主に2進数を使い情報を数値化表現することをいいます。専門的には2進数の数値化のみを意味するものではなく、「離散的数値表現」などといいます。パソコンの処理は2進数コードの信号でおこなわれています。「ディスクに保存する」とは、データの2進数コードの集まりを磁気や光を利用して媒体に記録することを意味します。
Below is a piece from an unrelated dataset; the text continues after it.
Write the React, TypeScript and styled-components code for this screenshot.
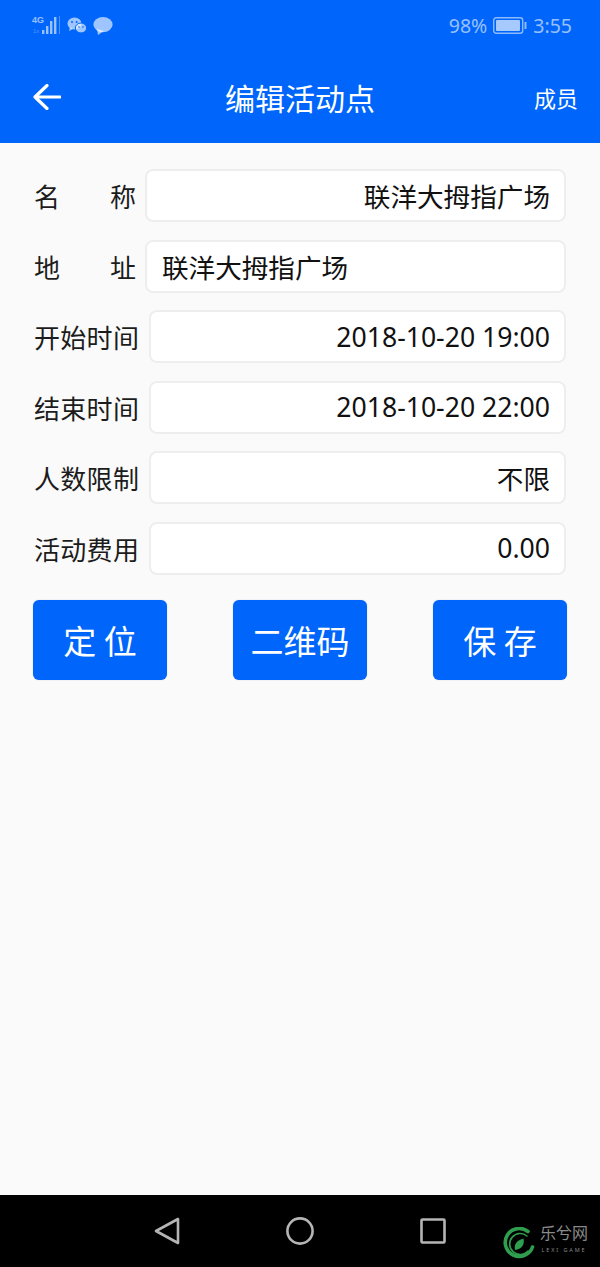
import React from "react";
import styled, { createGlobalStyle } from "styled-components";

const Global = createGlobalStyle`
  html, body { margin: 0; padding: 0; background: #fafafa; }
  * { box-sizing: border-box; }
  body { font-family: "Noto Sans", "Noto Sans CJK SC", sans-serif; }
`;

const Screen = styled.div`
  width: 600px;
  height: 1267px;
  display: flex;
  flex-direction: column;
  background: #fafafa;
  overflow: hidden;
`;

const Header = styled.header`
  height: 143px;
  flex: none;
  background: #0066fb;
  display: flex;
  flex-direction: column;
`;

const StatusBar = styled.div`
  height: 51px;
  display: flex;
  align-items: center;
  padding: 0 28px 0 31px;
  color: rgba(255, 255, 255, 0.6);
`;

const StatusLeft = styled.div`
  display: flex;
  align-items: center;
  gap: 6px;
  flex: 1;
`;

const StatusRight = styled.div`
  display: flex;
  align-items: center;
  gap: 6px;
  font-size: 19.5px;
  line-height: 24px;
`;

const TitleBar = styled.div`
  flex: 1;
  display: grid;
  grid-template-columns: 1fr auto 1fr;
  align-items: center;
  padding: 0 22px 0 33px;
  color: #fff;
`;

const Title = styled.h1`
  margin: 0 0 0 -11px;
  font-size: 30px;
  font-weight: 400;
  line-height: 40px;
  font-family: "Noto Sans CJK SC", sans-serif;
`;

const MemberLink = styled.span`
  justify-self: end;
  font-size: 22px;
  line-height: 30px;
  font-family: "Noto Sans CJK SC", sans-serif;
`;

const Form = styled.main`
  flex: 1;
  padding: 26px 33px 0 33px;
  display: flex;
  flex-direction: column;
`;

const Row = styled.div`
  display: flex;
  align-items: center;
  height: 53px;
  margin: 0 1px 17.5px 0;
`;

const Label = styled.label<{ $justify?: boolean }>`
  flex: none;
  width: ${(p) => (p.$justify ? "112px" : "116px")};
  padding: 1px ${(p) => (p.$justify ? "9px" : "10px")} 0 1px;
  font-size: 26px;
  letter-spacing: ${(p) => (p.$justify ? "0" : "0.3px")};
  line-height: 36px;
  color: #1c1c1c;
  white-space: nowrap;
  font-family: "Noto Sans CJK SC", sans-serif;
  text-align-last: ${(p) => (p.$justify ? "justify" : "left")};
`;

const Field = styled.div<{ $left?: boolean }>`
  flex: 1;
  height: 53px;
  background: #fff;
  border: 2px solid #eeeeee;
  border-radius: 8px;
  padding: 0 14px 0 15px;
  display: flex;
  align-items: center;
  justify-content: ${(p) => (p.$left ? "flex-start" : "flex-end")};
  font-size: 26.6px;
  color: #111;
  white-space: nowrap;
`;

const Actions = styled.div`
  display: flex;
  justify-content: space-between;
  margin-top: 8px;
`;

const ActionButton = styled.button`
  width: 134px;
  height: 80px;
  border: none;
  border-radius: 6px;
  background: #0066fb;
  color: #fff;
  font-size: 33px;
  font-family: "Noto Sans CJK SC", sans-serif;
  padding: 0;
  box-shadow: 0 0 1px rgba(0, 60, 160, 0.4);
`;

const NavBar = styled.nav`
  height: 72px;
  flex: none;
  background: #000;
  position: relative;
  display: flex;
  align-items: center;
  justify-content: center;
  gap: 99px;
  padding-bottom: 1px;
`;

const Watermark = styled.div`
  position: absolute;
  right: 12px;
  top: 28px;
  display: flex;
  align-items: flex-start;
  gap: 5px;
  color: #8a8a8a;
`;

const WatermarkLogo = styled.svg`
  display: block;
  margin-top: 4px;
`;

const WatermarkText = styled.div`
  display: flex;
  flex-direction: column;
  align-items: center;
  gap: 5px;
`;

const WatermarkName = styled.span`
  font-size: 16px;
  line-height: 19px;
  font-family: "Noto Sans CJK SC", sans-serif;
`;

const WatermarkSub = styled.span`
  font-size: 5.5px;
  line-height: 7px;
  letter-spacing: 1.9px;
  white-space: nowrap;
`;

const TinyNetwork = styled.svg`
  display: block;
`;

const rows = [
  { label: "名 称", value: "联洋大拇指广场", justify: true },
  { label: "地 址", value: "联洋大拇指广场", justify: true, left: true },
  { label: "开始时间", value: "2018-10-20 19:00" },
  { label: "结束时间", value: "2018-10-20 22:00" },
  { label: "人数限制", value: "不限" },
  { label: "活动费用", value: "0.00" },
];

export default function App() {
  return (
    <Screen>
      <Global />
      <Header>
        <StatusBar>
          <StatusLeft>
            <TinyNetwork width="30" height="22" viewBox="0 0 30 22">
              <text x="1" y="8" fontSize="9" fontWeight="700" fill="rgba(255,255,255,.6)" fontFamily="Liberation Sans">4G</text>
              <text x="2" y="18" fontSize="6" fill="rgba(255,255,255,.3)" fontFamily="Liberation Sans">1x</text>
              <g fill="rgba(255,255,255,.6)">
                <rect x="11" y="15" width="2.4" height="4" />
                <rect x="15" y="11" width="2.4" height="8" />
                <rect x="19" y="6" width="2.4" height="13" />
                <rect x="23" y="2" width="2.4" height="17" />
              </g>
              <rect x="28" y="1" width="1" height="18" fill="rgba(255,255,255,.3)" />
            </TinyNetwork>
            <svg width="20" height="18" viewBox="0 0 20 18" fill="rgba(255,255,255,.62)">
              <ellipse cx="7.5" cy="6.5" rx="7" ry="6" />
              <path d="M3 10l-1 4 4-2z" />
              <ellipse cx="14" cy="11" rx="5.6" ry="5" stroke="#0066fb" strokeWidth="1" />
              <circle cx="5" cy="5" r="1" fill="#0066fb" />
              <circle cx="9.6" cy="5" r="1" fill="#0066fb" />
              <circle cx="12" cy="10" r=".8" fill="#0066fb" />
              <circle cx="16" cy="10" r=".8" fill="#0066fb" />
            </svg>
            <svg width="20" height="18" viewBox="0 0 20 18" fill="rgba(255,255,255,.62)">
              <ellipse cx="10" cy="7.6" rx="9.6" ry="7.6" />
              <path d="M4 12l1 6 6-4z" />
            </svg>
          </StatusLeft>
          <StatusRight>
            <span>98%</span>
            <svg width="34" height="18" viewBox="0 0 34 18">
              <rect x=".7" y=".7" width="29" height="15.6" rx="2.5" fill="none" stroke="rgba(255,255,255,.55)" strokeWidth="1.4" />
              <rect x="3" y="3" width="24" height="11" rx="1" fill="rgba(255,255,255,.65)" />
              <rect x="31.5" y="5" width="2" height="7" fill="rgba(255,255,255,.55)" />
            </svg>
            <span>3:55</span>
          </StatusRight>
        </StatusBar>
        <TitleBar>
          <svg width="28" height="26" viewBox="0 0 28 26" fill="none" stroke="#fff" strokeWidth="3.2" strokeLinecap="round" strokeLinejoin="round">
            <path d="M27 13H2M14 1.5L2 13l12 11.5" />
          </svg>
          <Title>编辑活动点</Title>
          <MemberLink>成员</MemberLink>
        </TitleBar>
      </Header>
      <Form>
        {rows.map((r) => (
          <Row key={r.label}>
            <Label $justify={r.justify}>{r.label}</Label>
            <Field $left={r.left}>{r.value}</Field>
          </Row>
        ))}
        <Actions>
          <ActionButton>定 位</ActionButton>
          <ActionButton>二维码</ActionButton>
          <ActionButton>保 存</ActionButton>
        </Actions>
      </Form>
      <NavBar>
        <svg width="34" height="34" viewBox="0 0 34 34" fill="none" stroke="#b5b5b5" strokeWidth="2.6" strokeLinejoin="round">
          <path d="M28 5v24L6 17z" />
        </svg>
        <svg width="34" height="34" viewBox="0 0 34 34" fill="none" stroke="#b5b5b5" strokeWidth="2.6">
          <circle cx="17" cy="17" r="12.6" />
        </svg>
        <svg width="34" height="34" viewBox="0 0 34 34" fill="none" stroke="#b5b5b5" strokeWidth="2.6" strokeLinejoin="round">
          <rect x="5.5" y="5.5" width="23" height="23" rx="1" />
        </svg>
        <Watermark>
          <WatermarkLogo width="32" height="32" viewBox="0 0 32 32" fill="none">
            {/* spiral ring around a small leaf */}
            <path d="M25 4.5A14 14 0 1 0 29.5 20" stroke="#2f9e4f" strokeWidth="3.6" strokeLinecap="round" />
            <path d="M25 24A10.5 10.5 0 1 1 24 9" stroke="#2f9e4f" strokeWidth="1.6" strokeLinecap="round" />
            <path d="M12 23c-1.4-5.5 2-10 8.5-11.5 1.5 6-2 11-8.500 11.500z" fill="#2f9e4f" />
          </WatermarkLogo>
          <WatermarkText>
            <WatermarkName>乐兮网</WatermarkName>
            <WatermarkSub>LEXI GAME</WatermarkSub>
          </WatermarkText>
        </Watermark>
      </NavBar>
    </Screen>
  );
}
「アナログ信号」では、転送やコピーするときの条件により、雑音などが入り、状態に不要な変化(劣化)が生じてしまうことがあります。「デジタル信号」は、0と1など数字の組合せですので、この組合せが変わらない限り、状態を保持できるという特長があります。

デジタル信号の劣化

「デジタル信号」は「アナログ信号」」に比べ劣化しにくいという特長があります。まれに電圧の変化などにより劣化することもありますが、デジタル信号には劣化を補正したり修正する技術を容易に使うことができます。

コンピュータの利用形態

コンピュータはスタンドアローン方式から始まります。その後、有線の通信回線を利用した方式になり、現在は無線通信の時代になりました。

スタンドアローン方式

ネットワークに接続しない単独で使う方式をいいます。パソコンの個人利用は1980年代の半ば頃まで、この使い方が主流でした。当初、パソコンの記憶媒体はフロッピーディスクが流でした。その後プログラムや大きなデータはハードディスクやCDを使うようになりました。

集中処理方式

一台のまたは数台から構成される処理センターにデータを集め一括して処理する方式。パソコンはこうしたシステムの端末入力装置として利用されました。かって、企業では大型汎用機(メインフレーム)を中心とした「集中処理方式」でした。

分散処理方式

ネットワークを使い複数のサーバー機やクライアント機で処理を分散しておこなう方式。現在は企業、個人利用を問わず広義においてこの方式になります。

コンピュータの基礎用語

以下はパソコンのマニュアルもよく出てくるコンピュータの基礎用語です。

アーキテクチャー  Architecture

語源は「建築様式」のことで、コンピューターでは基本的な設計思想やその物理的な構造をいいます。データ処理を内蔵プログラムの指示に従って、逐次的(チクジ)におこなう方式をノイマン型といいます。現在のコンピュータはこの設計思想(アーキテクチャー)を基にしています。

スペック specification(spec)

「仕様書」の意味で、構造という意味でも使われます。「パソコンのスペック」とは、パソコンの本体の仕様、規格を意味します。

ジョブ Job とタスク Task

共に、英語では「仕事」という意味があります。コンピューターが処理するひとまりまりの単位(仕事)を指します。「タスク」はコンピュータ内部での作業単位を指し、「ジョブ」はユーザーがコンピュータに処理をさせるときの作業単位を指します。ここでいう「仕事」とはコンピュータにとっての仕事(処理動作)を意味します。日常、人がおこなう仕事(作業)の意味ではありません。

マルチタスクとシングルタスク

CPUが同時に複数のタスクを処理することをマルチタスク、単一のものをシングルタスクといいます。マルチタスク処理では複数のソフト(プログラム)を同時に動作させることができますが、シングルタスクでは、一度にひとつしかできません。Windows XP、Vista、7、8、10をはじめ現在のOS(基本ソフト)はマルチタス方式が標準です。

デバイス  device

「装置」という意味で、論理的観点で使われる場合と、具体的な対象物の総称として使われる場合があります。どちらの意味で使われているかにより解釈が異なる場合があります。

ストレージ  storage

「記憶装置」という意味で、メモリー、フロッピーディスク、ハードディスク、光ディスク(MO)など記憶装置または記憶媒体と呼んでいるものが該当します。狭義の解釈では「外部記憶装置」で、メモリなど半導体素子とは区分けします。

ノード  node

論理的なネットワーク専門用語で、「ネットワーク上の接点」を意味する用語です。ネットワークに接続されいるコンピュータ、通信制御装置、端末装置などをさします。パソコン利用ではLANに接続されている他のパソコン、ハブ、プリンター、ルーターなどがノードになります。IEEE1934の接続規格では接続する周辺機器を「ノード」と呼びます。接続規格のUSBでは、接続する周辺機器を「デバイス」と呼びます。